Tuesday, April 2, 2013

Informational resources

Today I found this:

The Biometrics of Skating and Rotating

I think it's a useful information resource because it's a physics page using figure skating to explain certain physics principles, such as projectile motion. It's not a skating page. It's written clearly with simple, helpful videos, and there are tips for what to focus on in the videos so as to track the physics principle in action.

It seems to me that the ISU is not just not brain trusts, but it's not a bunch of physics experts either. Which - fine.

Except, when assigning a level of difficulty to an ice dance element, it might help if you understand whether or not the "feature" that you say adds difficulty actually DOES add difficulty. Rather than, say, it turning out that the feature assists both rotational momentum and projectile motion (horizontal).

It also helps if you understand the physics of say, another element, well enough to recognize that doing it requires superior skating skills.

But the ISU doesn't need no stinking physics. I bet most physicists have never skated at a high level themselves.

I was also reading some old articles on Sanda Loosemore's old skating web page. An article on CoP:

Statistical analysis of CoP in action

is still relevant years on. The ISU designed a statistics-based scoring system without really understanding statistics, nor do the judges employ statistics rationally.

I, personally, think the 6.0 system was a little too Scott Hamilton-ey, but if you're going to assign values to elements you have to be good at making distinctions, and judges suck at it. At least in practice, they've shown themselves to suck.

But of course, figure skating pr is going to continue to turn the problem with the sport onto the fans. We don't get that it's so so hard. We don't feel like we know the figure skaters personally. It's a real sport!

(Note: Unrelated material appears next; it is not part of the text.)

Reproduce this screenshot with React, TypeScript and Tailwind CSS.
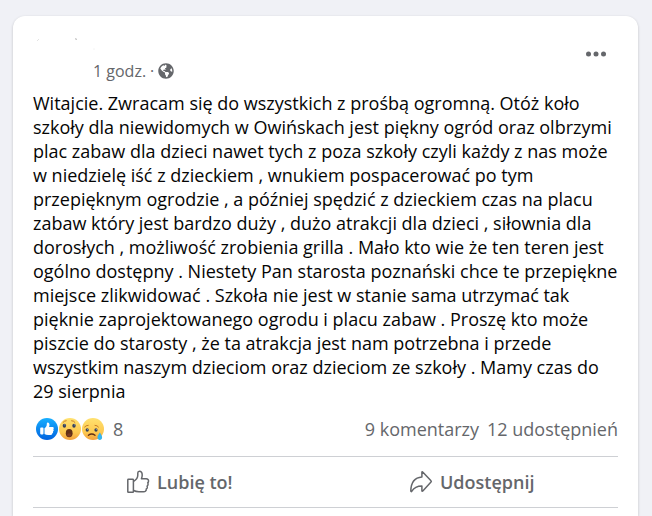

P.S. - it's so strange that Debbi Wilkes failed to check a page like the jumping and rotational physics page before announcing how figure skating feats compared to the feats executed by "real' athletes.  Due respect, turns out even the tallest, strongest male singles skaters don't 'jump higher than basketball players".  They jump just about high enough to dunk a basket - if they're really, really high.

7 comments:

  1. Thank you for clarifying about the jumping higher than basketball players. I thought that sounded weird when I heard that in that documentary.

    It sounds like Debbi is no different than all these other uninformed journalists and commentators. Even people who have been figure skaters aren't understanding how to explain to the public what is happening on the ice. And yet through all these blog entries you've done a fantastic job explaining many aspects of ice-dance. How is it they can't do the basic research, like you have done? And all of us dumb lay-people are understanding very well, thank you very much.

    Another thing about these explanations you have given - I'm realizing I did intuitively know when something was good or bad skating in all the years I've been watching, I just didn't know how to do justice when putting it into words. But then that must also mean that the judges, who I certainly expect to have much more than just "intuition" about good skating, most certainly know what is good or bad skating. If the scores don't reflect that, it has to be a deliberate choice to reward one skater/team and not another, no matter the skating.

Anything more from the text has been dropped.